_The exercise_
Count every line that has "screenshot" in it and give the total, nothing more.

────────────────────────────────────────

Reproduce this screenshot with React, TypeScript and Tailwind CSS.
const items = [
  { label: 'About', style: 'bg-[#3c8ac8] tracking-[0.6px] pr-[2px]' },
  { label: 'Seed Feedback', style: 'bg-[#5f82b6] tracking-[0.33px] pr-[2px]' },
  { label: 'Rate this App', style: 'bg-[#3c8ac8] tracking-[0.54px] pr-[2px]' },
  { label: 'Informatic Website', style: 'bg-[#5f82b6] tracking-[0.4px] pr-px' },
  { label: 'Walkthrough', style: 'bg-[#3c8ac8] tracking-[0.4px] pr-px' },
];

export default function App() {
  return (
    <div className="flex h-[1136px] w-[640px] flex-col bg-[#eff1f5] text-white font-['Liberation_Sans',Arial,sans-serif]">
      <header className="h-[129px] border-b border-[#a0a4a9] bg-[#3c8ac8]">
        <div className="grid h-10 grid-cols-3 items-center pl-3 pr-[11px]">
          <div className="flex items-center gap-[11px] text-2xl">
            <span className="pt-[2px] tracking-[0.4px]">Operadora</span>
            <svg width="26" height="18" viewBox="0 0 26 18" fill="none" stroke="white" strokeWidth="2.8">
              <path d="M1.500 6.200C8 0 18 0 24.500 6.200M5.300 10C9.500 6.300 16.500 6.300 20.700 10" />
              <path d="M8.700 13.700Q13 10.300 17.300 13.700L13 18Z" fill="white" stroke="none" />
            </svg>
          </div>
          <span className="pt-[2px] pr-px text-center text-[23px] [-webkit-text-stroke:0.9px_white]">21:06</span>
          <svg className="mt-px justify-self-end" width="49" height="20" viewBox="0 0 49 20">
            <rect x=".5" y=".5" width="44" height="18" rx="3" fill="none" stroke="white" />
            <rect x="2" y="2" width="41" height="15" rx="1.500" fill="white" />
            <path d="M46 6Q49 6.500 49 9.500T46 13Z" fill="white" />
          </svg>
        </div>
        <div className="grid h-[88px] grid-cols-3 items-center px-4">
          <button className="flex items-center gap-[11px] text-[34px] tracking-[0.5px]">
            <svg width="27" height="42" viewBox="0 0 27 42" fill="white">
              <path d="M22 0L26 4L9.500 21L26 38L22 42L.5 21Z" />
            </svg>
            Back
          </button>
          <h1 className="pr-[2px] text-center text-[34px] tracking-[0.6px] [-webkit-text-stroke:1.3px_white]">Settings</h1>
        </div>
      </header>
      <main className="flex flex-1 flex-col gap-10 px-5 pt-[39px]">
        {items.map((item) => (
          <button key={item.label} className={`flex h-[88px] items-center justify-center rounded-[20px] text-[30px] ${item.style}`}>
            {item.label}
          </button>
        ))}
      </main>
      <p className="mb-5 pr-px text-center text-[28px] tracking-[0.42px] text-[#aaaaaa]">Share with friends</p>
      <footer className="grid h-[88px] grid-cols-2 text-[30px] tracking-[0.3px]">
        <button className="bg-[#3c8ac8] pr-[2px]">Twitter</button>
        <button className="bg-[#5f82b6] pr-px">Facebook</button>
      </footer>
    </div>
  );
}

────────────────────────────────────────

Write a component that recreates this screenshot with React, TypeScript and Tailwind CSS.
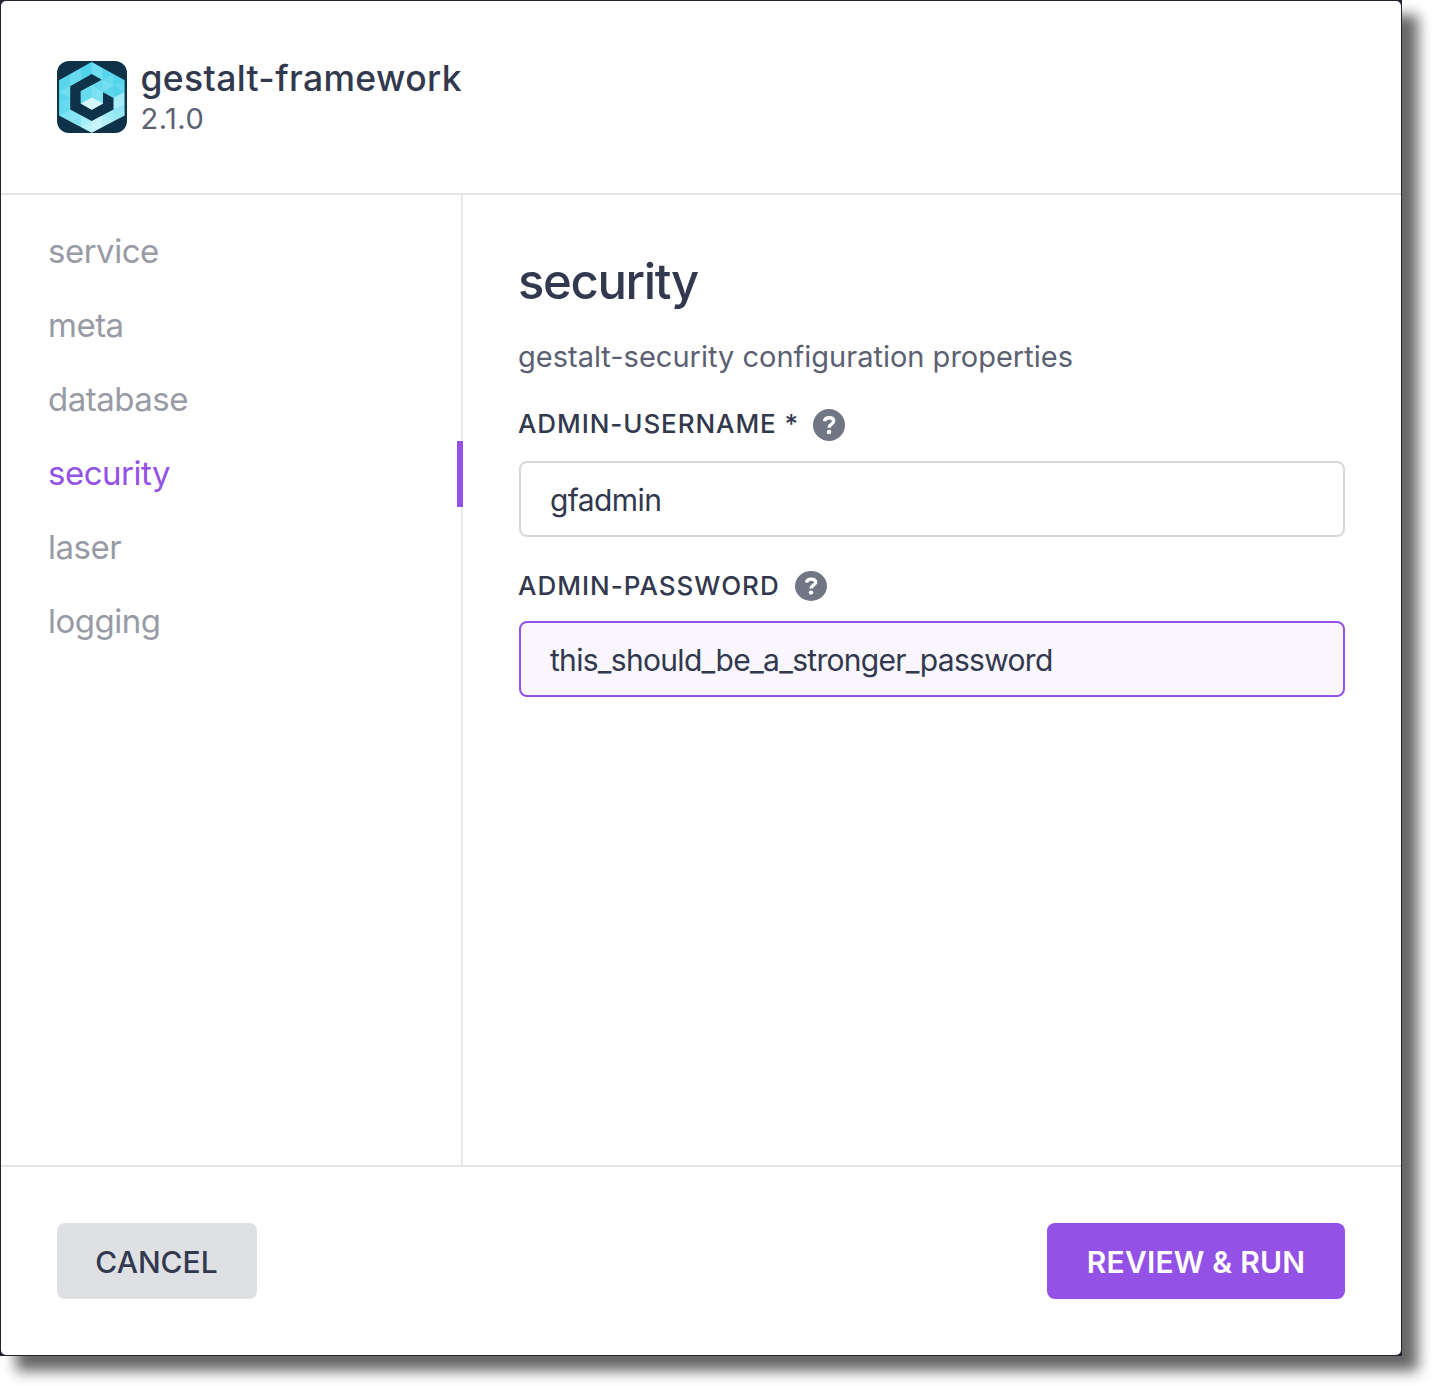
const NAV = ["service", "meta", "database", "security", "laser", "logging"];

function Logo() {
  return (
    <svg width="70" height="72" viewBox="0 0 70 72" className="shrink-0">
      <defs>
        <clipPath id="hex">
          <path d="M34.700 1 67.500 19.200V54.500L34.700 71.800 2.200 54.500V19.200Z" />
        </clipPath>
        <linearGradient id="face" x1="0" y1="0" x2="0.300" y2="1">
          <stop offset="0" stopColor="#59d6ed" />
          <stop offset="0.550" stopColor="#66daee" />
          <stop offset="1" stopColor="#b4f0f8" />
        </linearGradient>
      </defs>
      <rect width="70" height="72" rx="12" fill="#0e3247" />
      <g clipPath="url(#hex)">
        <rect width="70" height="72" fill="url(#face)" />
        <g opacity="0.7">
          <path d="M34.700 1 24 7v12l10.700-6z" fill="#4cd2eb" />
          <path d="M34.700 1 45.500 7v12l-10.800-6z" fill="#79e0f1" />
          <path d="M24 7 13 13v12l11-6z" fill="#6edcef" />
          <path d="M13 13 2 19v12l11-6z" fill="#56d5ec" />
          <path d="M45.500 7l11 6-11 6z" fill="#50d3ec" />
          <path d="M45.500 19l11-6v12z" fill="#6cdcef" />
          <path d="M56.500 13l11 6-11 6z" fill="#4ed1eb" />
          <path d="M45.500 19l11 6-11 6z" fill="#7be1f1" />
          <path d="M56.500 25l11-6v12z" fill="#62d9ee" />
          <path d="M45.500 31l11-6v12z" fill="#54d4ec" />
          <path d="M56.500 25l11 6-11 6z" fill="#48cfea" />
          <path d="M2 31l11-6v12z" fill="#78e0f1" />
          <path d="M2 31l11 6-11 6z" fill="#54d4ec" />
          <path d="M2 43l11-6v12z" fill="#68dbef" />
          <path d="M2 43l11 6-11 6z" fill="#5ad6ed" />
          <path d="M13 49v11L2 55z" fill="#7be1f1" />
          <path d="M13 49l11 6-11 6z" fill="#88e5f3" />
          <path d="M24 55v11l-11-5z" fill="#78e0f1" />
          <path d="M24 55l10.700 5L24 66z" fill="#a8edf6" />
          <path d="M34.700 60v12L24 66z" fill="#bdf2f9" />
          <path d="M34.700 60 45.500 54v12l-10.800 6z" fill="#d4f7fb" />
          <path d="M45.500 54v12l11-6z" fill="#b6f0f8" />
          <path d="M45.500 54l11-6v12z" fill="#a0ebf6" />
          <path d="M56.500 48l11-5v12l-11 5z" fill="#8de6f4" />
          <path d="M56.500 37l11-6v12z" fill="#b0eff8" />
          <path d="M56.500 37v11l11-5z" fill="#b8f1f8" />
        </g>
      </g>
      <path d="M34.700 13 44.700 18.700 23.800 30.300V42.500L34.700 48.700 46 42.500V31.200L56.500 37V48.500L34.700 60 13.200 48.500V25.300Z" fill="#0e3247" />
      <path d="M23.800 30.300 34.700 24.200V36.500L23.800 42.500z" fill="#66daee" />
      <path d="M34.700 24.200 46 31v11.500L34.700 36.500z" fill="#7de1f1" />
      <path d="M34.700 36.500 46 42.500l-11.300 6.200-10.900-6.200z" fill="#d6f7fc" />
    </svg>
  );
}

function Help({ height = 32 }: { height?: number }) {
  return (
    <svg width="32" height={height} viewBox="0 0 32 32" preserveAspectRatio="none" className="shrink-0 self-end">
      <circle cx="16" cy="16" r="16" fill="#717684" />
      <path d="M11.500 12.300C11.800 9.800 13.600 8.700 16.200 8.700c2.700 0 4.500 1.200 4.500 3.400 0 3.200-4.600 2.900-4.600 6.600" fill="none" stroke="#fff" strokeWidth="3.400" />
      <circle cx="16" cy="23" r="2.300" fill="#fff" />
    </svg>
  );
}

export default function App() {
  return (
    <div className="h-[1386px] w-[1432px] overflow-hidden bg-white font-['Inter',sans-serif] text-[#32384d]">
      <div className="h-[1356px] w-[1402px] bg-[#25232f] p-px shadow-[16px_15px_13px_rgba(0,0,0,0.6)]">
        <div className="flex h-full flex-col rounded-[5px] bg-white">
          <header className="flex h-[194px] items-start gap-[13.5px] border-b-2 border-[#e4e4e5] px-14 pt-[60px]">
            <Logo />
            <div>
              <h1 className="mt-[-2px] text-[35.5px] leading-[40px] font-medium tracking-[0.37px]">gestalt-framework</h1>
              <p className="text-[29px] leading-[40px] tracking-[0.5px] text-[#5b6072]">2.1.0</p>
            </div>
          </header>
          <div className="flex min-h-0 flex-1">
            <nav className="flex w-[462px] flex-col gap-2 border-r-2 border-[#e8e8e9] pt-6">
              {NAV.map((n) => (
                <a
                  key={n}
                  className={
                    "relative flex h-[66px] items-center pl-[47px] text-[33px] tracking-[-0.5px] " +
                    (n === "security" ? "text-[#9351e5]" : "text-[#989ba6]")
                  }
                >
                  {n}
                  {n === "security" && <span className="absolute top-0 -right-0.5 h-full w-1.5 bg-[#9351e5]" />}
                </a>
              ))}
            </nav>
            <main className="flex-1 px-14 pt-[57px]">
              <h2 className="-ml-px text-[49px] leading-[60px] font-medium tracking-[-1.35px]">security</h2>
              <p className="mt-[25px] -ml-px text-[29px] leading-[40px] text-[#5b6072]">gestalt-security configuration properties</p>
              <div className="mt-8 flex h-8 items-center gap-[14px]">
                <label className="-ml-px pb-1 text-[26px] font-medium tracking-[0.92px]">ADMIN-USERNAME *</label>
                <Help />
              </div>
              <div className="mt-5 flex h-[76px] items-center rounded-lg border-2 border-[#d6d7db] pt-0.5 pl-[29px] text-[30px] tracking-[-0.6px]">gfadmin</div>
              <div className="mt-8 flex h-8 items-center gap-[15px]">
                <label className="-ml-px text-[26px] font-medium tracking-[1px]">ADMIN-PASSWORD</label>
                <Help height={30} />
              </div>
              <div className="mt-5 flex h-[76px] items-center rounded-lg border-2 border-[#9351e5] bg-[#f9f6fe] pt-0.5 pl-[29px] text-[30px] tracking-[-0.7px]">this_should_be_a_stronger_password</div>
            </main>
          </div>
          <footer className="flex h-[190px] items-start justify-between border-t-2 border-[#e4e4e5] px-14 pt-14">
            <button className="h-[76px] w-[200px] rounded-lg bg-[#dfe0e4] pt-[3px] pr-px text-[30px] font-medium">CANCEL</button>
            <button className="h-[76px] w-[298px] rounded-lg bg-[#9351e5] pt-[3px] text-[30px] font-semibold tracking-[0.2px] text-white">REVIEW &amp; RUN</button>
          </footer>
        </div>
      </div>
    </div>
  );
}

────────────────────────────────────────

_Completed task_
2